Moreover, the Government submitted that at the material time the applicants had been involved in other civil proceedings and, consequently, should have been aware of the amount of fees required for lodging such a claim. Lastly, in their opinion, the applicants had assumed that they would be unconditionally exempted from the court fees.
The applicants disagreed with the Government and argued to the contrary. In their submission, the Polish courts had acted arbitrarily and had based their decisions on a speculative assessment of their financial situation. They also considered that the relevant courts had had no basis on which to disbelieve the true facts they had stated in their declarations of means. Furthermore, they argued that the courts had been obliged to verify their declarations of means if they had had doubts as to its accuracy.

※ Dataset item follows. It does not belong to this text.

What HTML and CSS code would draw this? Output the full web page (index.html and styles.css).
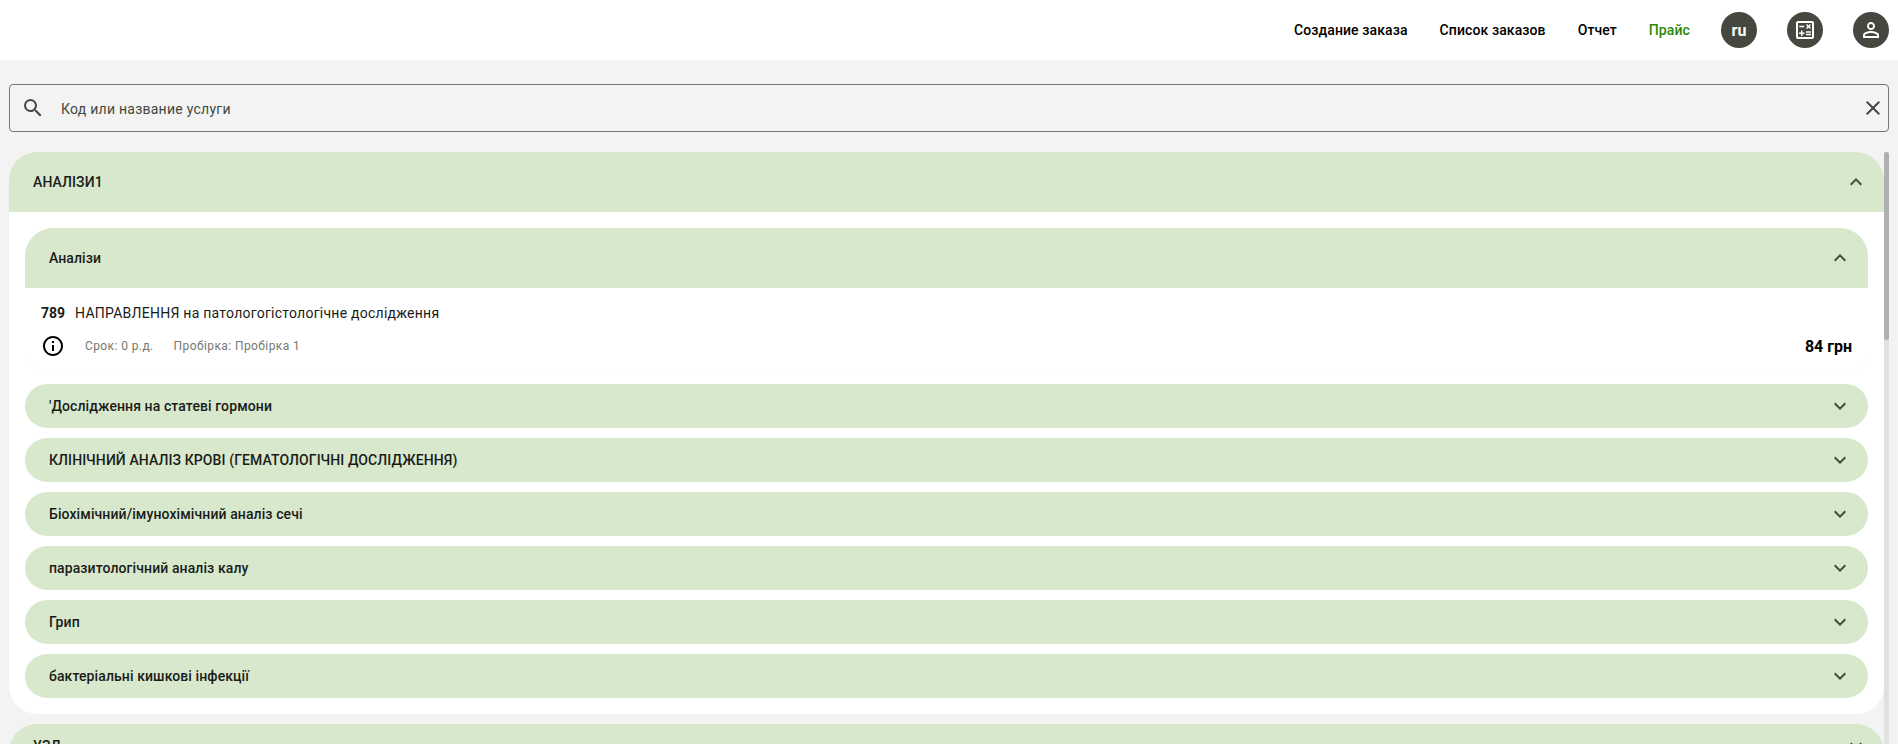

The applicants submitted that the Government had misread their arguments and, in consequence, had made wrong findings of fact. For instance, the applicants had not stated that they had been deriving the anticipated income presented in the certificate issued by the Mikołajki Pomorskie Commune Office. Furthermore, they argued that they had not transacted any business on the stock exchange market as their shares and cash had been attached.
The Court considers, in the light of the parties’ submissions, that the case raises complex issues of law and of fact under the Convention, the determination of which should depend on an examination of the merits of the application.
For these reasons, the Court unanimously
Declares the application admissible, without prejudging the merits of the case.